New Roots Institute
- Type: Non-profit
- Purpose: Educational activism to promote the end of factory farming
- Headquarters: Los Angeles, U.S.
- Region served: San Diego, Los Angeles, San Francisco, San Jose, Portland, Seattle, Salt Lake City, Denver, Chicago, New York
- Website: www.newrootsinstitute.org

= New Roots Institute =

American nonprofit sustainable food organization

The New Roots Institute is an American nonprofit organization dedicated to advancing education with the goal of advocating for the end of factory farming practices. It was founded in 2014 by Katie Cantrell in the San Francisco Bay Area. New Roots Institute currently operates in ten different regions across the United States.

== History ==
In 2010, Katie Cantrell, then a student at the University of California, Berkeley developed a presentation on the impacts of factory farming. She began giving the presentation at local colleges and K-12 schools around the San Francisco Bay Area.

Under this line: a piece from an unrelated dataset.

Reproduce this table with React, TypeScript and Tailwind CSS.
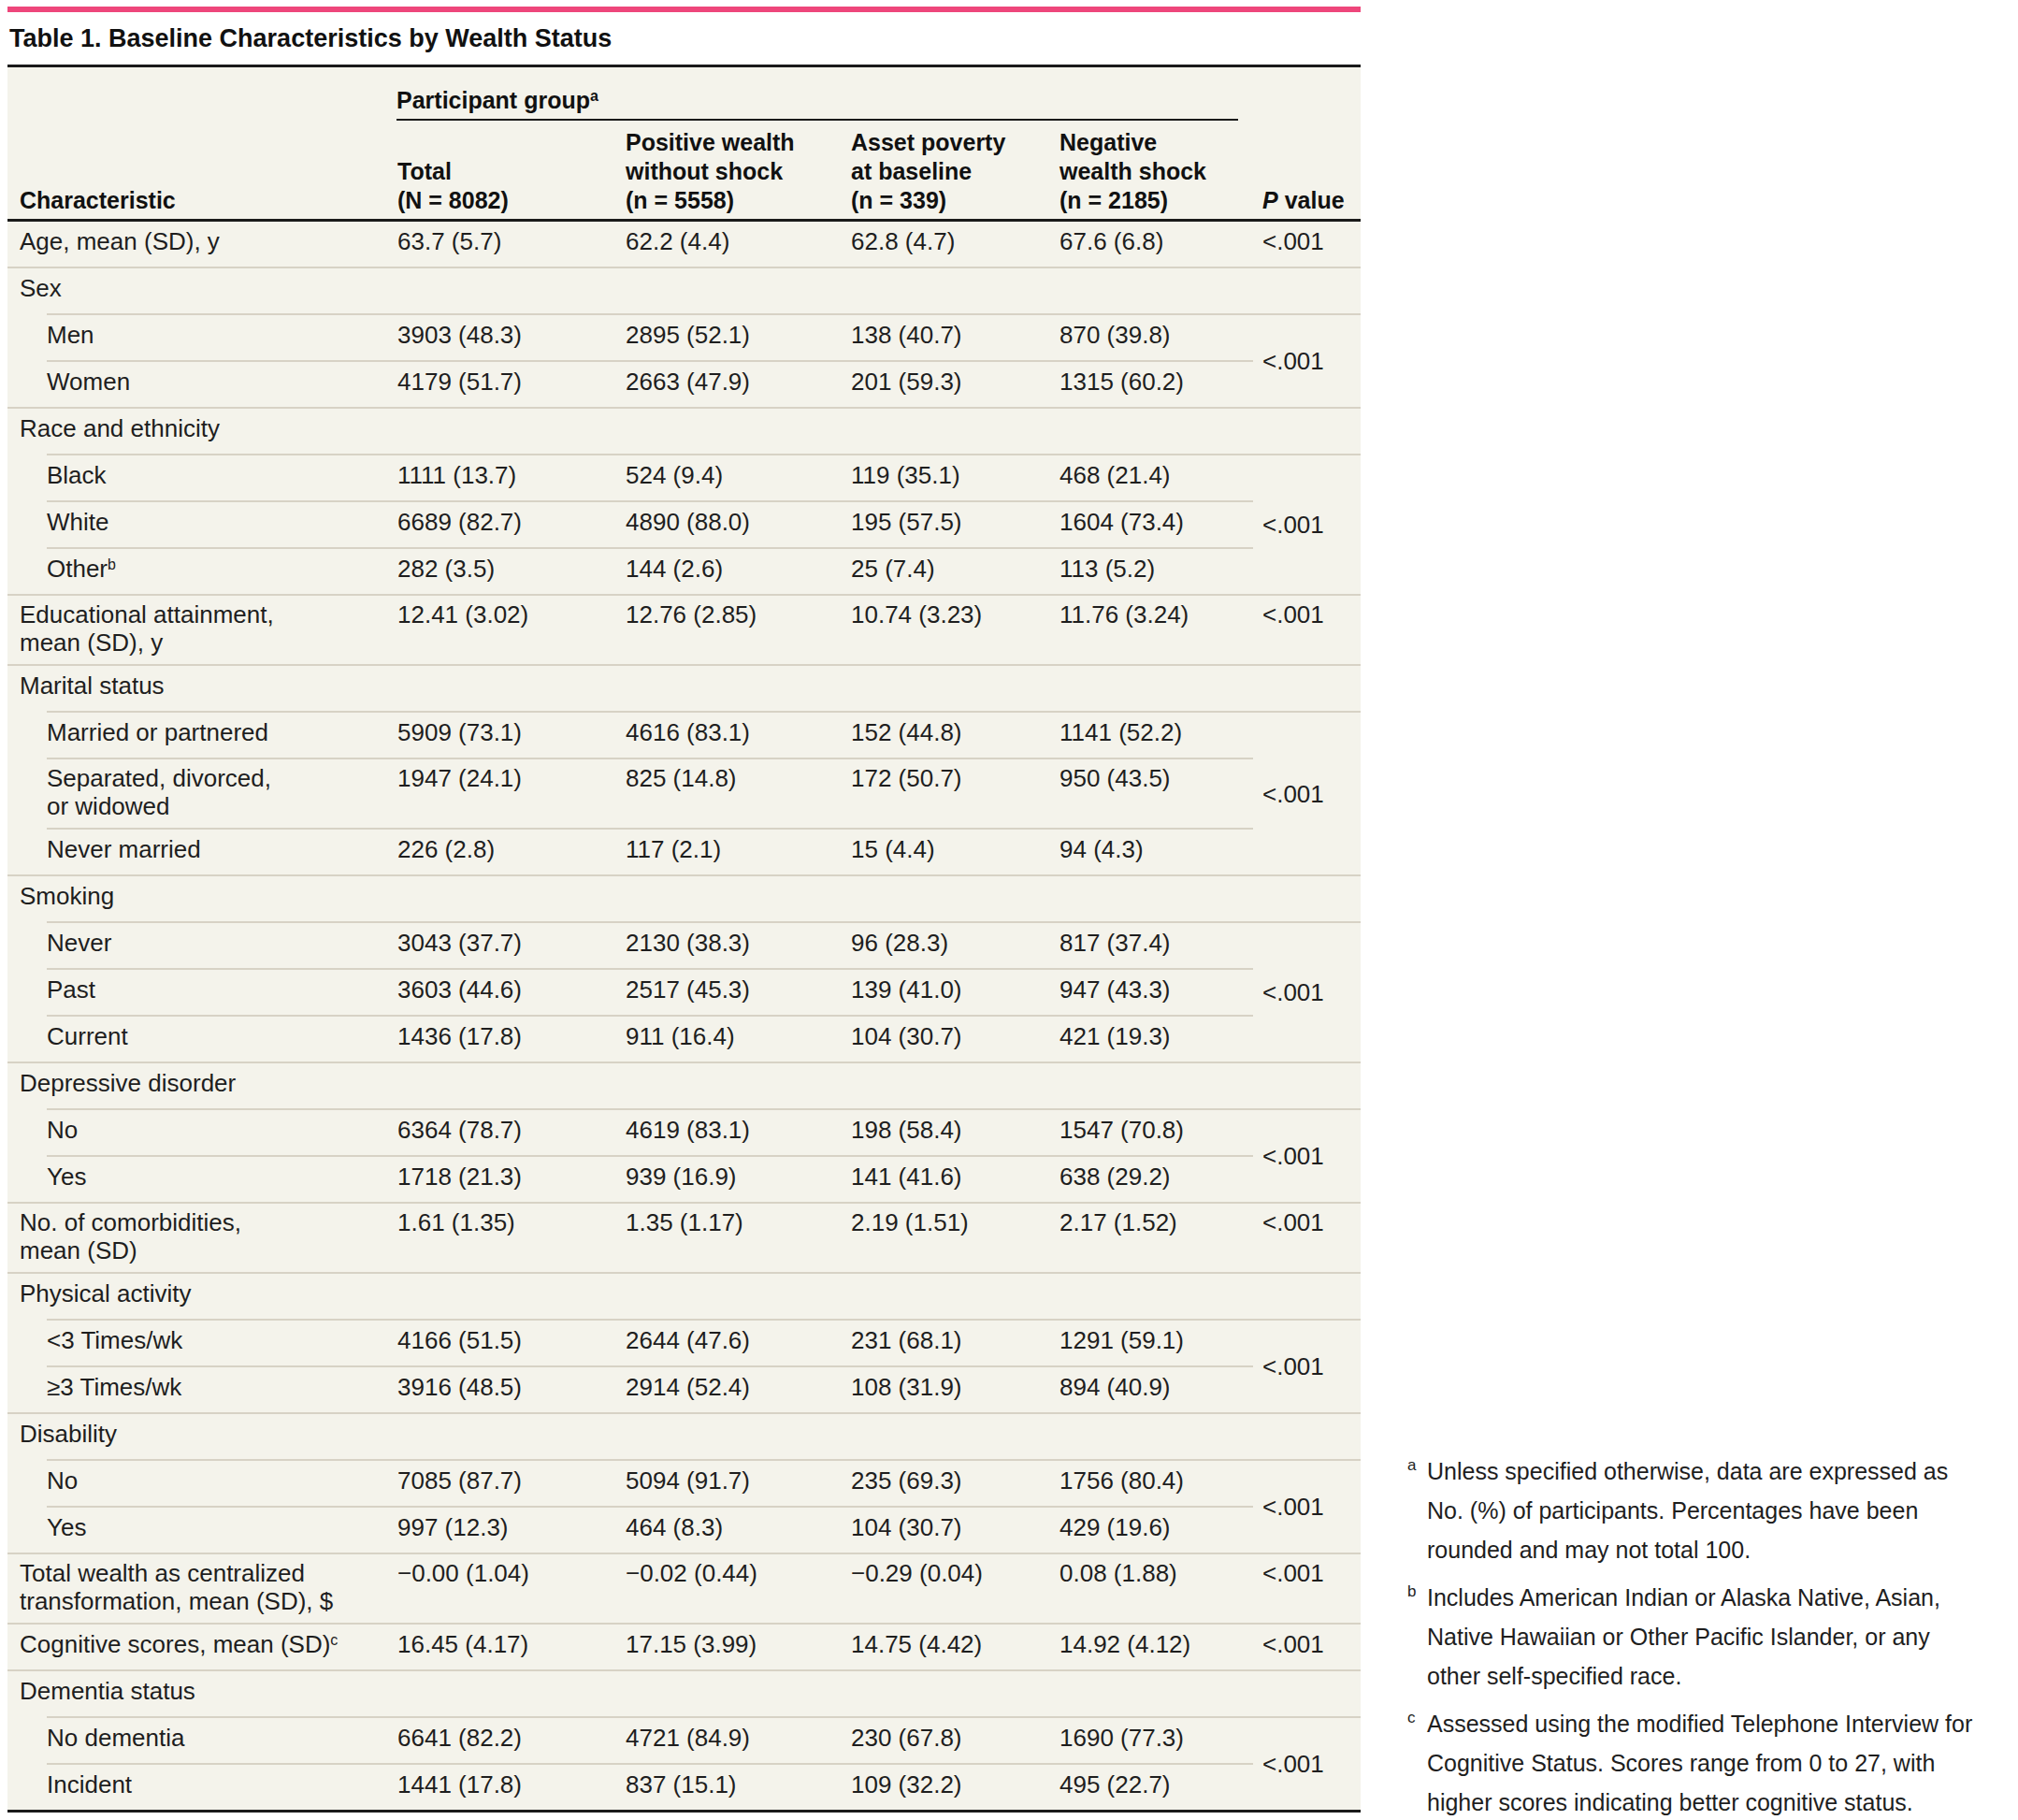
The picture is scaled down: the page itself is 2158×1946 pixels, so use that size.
import React from "react";

type Row = {
  label: React.ReactNode;
  values?: string[];
  p?: string;
  pSpan?: number;
  sub?: boolean;
  double?: boolean;
};

const rows: Row[] = [
  { label: "Age, mean (SD), y", values: ["63.7 (5.7)", "62.2 (4.4)", "62.8 (4.7)", "67.6 (6.8)"], p: "<.001", pSpan: 1 },
  { label: "Sex" },
  { label: "Men", sub: true, values: ["3903 (48.3)", "2895 (52.1)", "138 (40.7)", "870 (39.8)"], p: "<.001", pSpan: 2 },
  { label: "Women", sub: true, values: ["4179 (51.7)", "2663 (47.9)", "201 (59.3)", "1315 (60.2)"] },
  { label: "Race and ethnicity" },
  { label: "Black", sub: true, values: ["1111 (13.7)", "524 (9.4)", "119 (35.1)", "468 (21.4)"], p: "<.001", pSpan: 3 },
  { label: "White", sub: true, values: ["6689 (82.7)", "4890 (88.0)", "195 (57.5)", "1604 (73.4)"] },
  {
    label: (
      <>
        Other<sup className="text-[16px]">b</sup>
      </>
    ),
    sub: true,
    values: ["282 (3.5)", "144 (2.6)", "25 (7.4)", "113 (5.2)"],
  },
  {
    label: (
      <>
        Educational attainment,
        <br />
        mean (SD), y
      </>
    ),
    double: true,
    values: ["12.41 (3.02)", "12.76 (2.85)", "10.74 (3.23)", "11.76 (3.24)"],
    p: "<.001",
    pSpan: 1,
  },
  { label: "Marital status" },
  { label: "Married or partnered", sub: true, values: ["5909 (73.1)", "4616 (83.1)", "152 (44.8)", "1141 (52.2)"], p: "<.001", pSpan: 3 },
  {
    label: (
      <>
        Separated, divorced,
        <br />
        or widowed
      </>
    ),
    sub: true,
    double: true,
    values: ["1947 (24.1)", "825 (14.8)", "172 (50.7)", "950 (43.5)"],
  },
  { label: "Never married", sub: true, values: ["226 (2.8)", "117 (2.1)", "15 (4.4)", "94 (4.3)"] },
  { label: "Smoking" },
  { label: "Never", sub: true, values: ["3043 (37.7)", "2130 (38.3)", "96 (28.3)", "817 (37.4)"], p: "<.001", pSpan: 3 },
  { label: "Past", sub: true, values: ["3603 (44.6)", "2517 (45.3)", "139 (41.0)", "947 (43.3)"] },
  { label: "Current", sub: true, values: ["1436 (17.8)", "911 (16.4)", "104 (30.7)", "421 (19.3)"] },
  { label: "Depressive disorder" },
  { label: "No", sub: true, values: ["6364 (78.7)", "4619 (83.1)", "198 (58.4)", "1547 (70.8)"], p: "<.001", pSpan: 2 },
  { label: "Yes", sub: true, values: ["1718 (21.3)", "939 (16.9)", "141 (41.6)", "638 (29.2)"] },
  {
    label: (
      <>
        No. of comorbidities,
        <br />
        mean (SD)
      </>
    ),
    double: true,
    values: ["1.61 (1.35)", "1.35 (1.17)", "2.19 (1.51)", "2.17 (1.52)"],
    p: "<.001",
    pSpan: 1,
  },
  { label: "Physical activity" },
  { label: "<3 Times/wk", sub: true, values: ["4166 (51.5)", "2644 (47.6)", "231 (68.1)", "1291 (59.1)"], p: "<.001", pSpan: 2 },
  { label: "≥3 Times/wk", sub: true, values: ["3916 (48.5)", "2914 (52.4)", "108 (31.9)", "894 (40.9)"] },
  { label: "Disability" },
  { label: "No", sub: true, values: ["7085 (87.7)", "5094 (91.7)", "235 (69.3)", "1756 (80.4)"], p: "<.001", pSpan: 2 },
  { label: "Yes", sub: true, values: ["997 (12.3)", "464 (8.3)", "104 (30.7)", "429 (19.6)"] },
  {
    label: (
      <>
        Total wealth as centralized
        <br />
        transformation, mean (SD), $
      </>
    ),
    double: true,
    values: ["\u22120.00 (1.04)", "\u22120.02 (0.44)", "\u22120.29 (0.04)", "0.08 (1.88)"],
    p: "<.001",
    pSpan: 1,
  },
  {
    label: (
      <>
        Cognitive scores, mean (SD)<sup className="text-[16px]">c</sup>
      </>
    ),
    values: ["16.45 (4.17)", "17.15 (3.99)", "14.75 (4.42)", "14.92 (4.12)"],
    p: "<.001",
    pSpan: 1,
  },
  { label: "Dementia status" },
  { label: "No dementia", sub: true, values: ["6641 (82.2)", "4721 (84.9)", "230 (67.8)", "1690 (77.3)"], p: "<.001", pSpan: 2 },
  { label: "Incident", sub: true, values: ["1441 (17.8)", "837 (15.1)", "109 (32.2)", "495 (22.7)"] },
];

const SEP = "border-t-2 border-[#d7d2c5]";

function BodyRow({ r, first }: { r: Row; first: boolean }) {
  const pad = r.double ? "pt-[5px] pb-[8px]" : "pt-[6px] pb-[12px]";
  const border = first ? "" : SEP;
  const vals = r.values ?? ["", "", "", ""];
  const isGroupHeader = !r.values;
  return (
    <tr>
      {r.sub ? (
        <td className="pl-[42px] p-0 align-top">
          <div className={`${border} ${pad} pl-0`}>{r.label}</div>
        </td>
      ) : (
        <td className={`${border} ${pad} pl-[13px] pr-[8px] align-top`}>{r.label}</td>
      )}
      {vals.map((v, j) => (
        <td key={j} className={`${border} ${pad} pl-[10px] pr-[4px] align-top whitespace-nowrap`}>
          {v}
        </td>
      ))}
      {isGroupHeader ? (
        <td className={`${border} ${pad} pl-[10px] align-top`}></td>
      ) : r.p ? (
        <td
          rowSpan={r.pSpan}
          className={`${border} pl-[10px] ${r.pSpan && r.pSpan > 1 ? "align-middle" : `align-top ${pad}`}`}
        >
          {r.p}
        </td>
      ) : null}
    </tr>
  );
}

function Footnote({ mark, lines, className }: { mark: string; lines: string[]; className?: string }) {
  return (
    <div className={`flex items-start ${className ?? ""}`}>
      <span className="w-[21px] shrink-0 text-[17px] leading-[30px]">{mark}</span>
      <div className="whitespace-nowrap">
        {lines.map((l, i) => (
          <div key={i}>{l}</div>
        ))}
      </div>
    </div>
  );
}

export default function App() {
  return (
    <div
      className="flex items-start bg-white pl-[8px] w-[2158px] h-[1946px] text-[#1e1e1e]"
      style={{ fontFamily: '"Liberation Sans", Arial, sans-serif' }}
    >
      <div className="w-[1447px] shrink-0 flex flex-col">
        <div className="mt-[7px] h-[6px] bg-[#ee467b]" />
        <h1 className="mt-[12px] mb-[12px] pl-[2px] text-[27px] leading-[32px] font-bold text-[#111]">
          Table 1. Baseline Characteristics by Wealth Status
        </h1>
        <table className="w-[1447px] table-fixed border-separate border-spacing-0 bg-[#f4f3eb] border-t-[3px] border-b-[3px] border-[#1a1a1a] text-[26px] leading-[30px]">
          <colgroup>
            <col className="w-[407px]" />
            <col className="w-[244px]" />
            <col className="w-[241px]" />
            <col className="w-[223px]" />
            <col className="w-[217px]" />
            <col className="w-[115px]" />
          </colgroup>
          <thead className="font-bold text-[#111] text-[25px]">
            <tr>
              <th
                rowSpan={2}
                className="align-bottom text-left font-bold pl-[13px] pb-[4px] leading-[31px] border-b-[3px] border-[#1a1a1a]"
              >
                Characteristic
              </th>
              <th colSpan={4} className="align-top text-left font-bold pt-[21px] pl-[9px] pr-[16px]">
                <div className="border-b-2 border-[#1a1a1a] pb-[6px] leading-[28px]">
                  Participant group<sup className="text-[16px]">a</sup>
                </div>
              </th>
              <th
                rowSpan={2}
                className="align-bottom text-left font-bold pl-[10px] pb-[4px] leading-[31px] border-b-[3px] border-[#1a1a1a] whitespace-nowrap"
              >
                <i>P</i> value
              </th>
            </tr>
            <tr className="leading-[31px]">
              <th className="align-bottom text-left font-bold pl-[10px] pt-[8px] pb-[4px] border-b-[3px] border-[#1a1a1a]">
                Total
                <br />
                (N = 8082)
              </th>
              <th className="align-bottom text-left font-bold pl-[10px] pt-[8px] pb-[4px] border-b-[3px] border-[#1a1a1a] whitespace-nowrap">
                Positive wealth
                <br />
                without shock
                <br />
                (n = 5558)
              </th>
              <th className="align-bottom text-left font-bold pl-[10px] pt-[8px] pb-[4px] border-b-[3px] border-[#1a1a1a] whitespace-nowrap">
                Asset poverty
                <br />
                at baseline
                <br />
                (n = 339)
              </th>
              <th className="align-bottom text-left font-bold pl-[10px] pt-[8px] pb-[4px] border-b-[3px] border-[#1a1a1a] whitespace-nowrap">
                Negative
                <br />
                wealth shock
                <br />
                (n = 2185)
              </th>
            </tr>
          </thead>
          <tbody>
            {rows.map((r, i) => (
              <BodyRow key={i} r={r} first={i === 0} />
            ))}
          </tbody>
        </table>
      </div>
      <div className="self-end ml-[50px] mb-[-2px] text-[25px] leading-[42px] text-[#1e1e1e]">
        <Footnote
          mark="a"
          lines={[
            "Unless specified otherwise, data are expressed as",
            "No. (%) of participants. Percentages have been",
            "rounded and may not total 100.",
          ]}
        />
        <Footnote
          className="mt-[9px]"
          mark="b"
          lines={[
            "Includes American Indian or Alaska Native, Asian,",
            "Native Hawaiian or Other Pacific Islander, or any",
            "other self-specified race.",
          ]}
        />
        <Footnote
          className="mt-[9px]"
          mark="c"
          lines={[
            "Assessed using the modified Telephone Interview for",
            "Cognitive Status. Scores range from 0 to 27, with",
            "higher scores indicating better cognitive status.",
          ]}
        />
      </div>
    </div>
  );
}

In 2012, New Roots Institute received the second most votes in a Facebook poll sponsored by BART's sustainability-focused Blue Sky Program. As a result, New Roots Institute was awarded a month's worth of advertising on BART trains and stations. The ads encouraged BART riders to adopt Meatless Mondays citing the environmental benefits of doing so.

== Current Programs ==
New Roots Institute's current programming consists of educational outreach, a Summer Leadership Academy, and Fellowship, and auxiliary programs.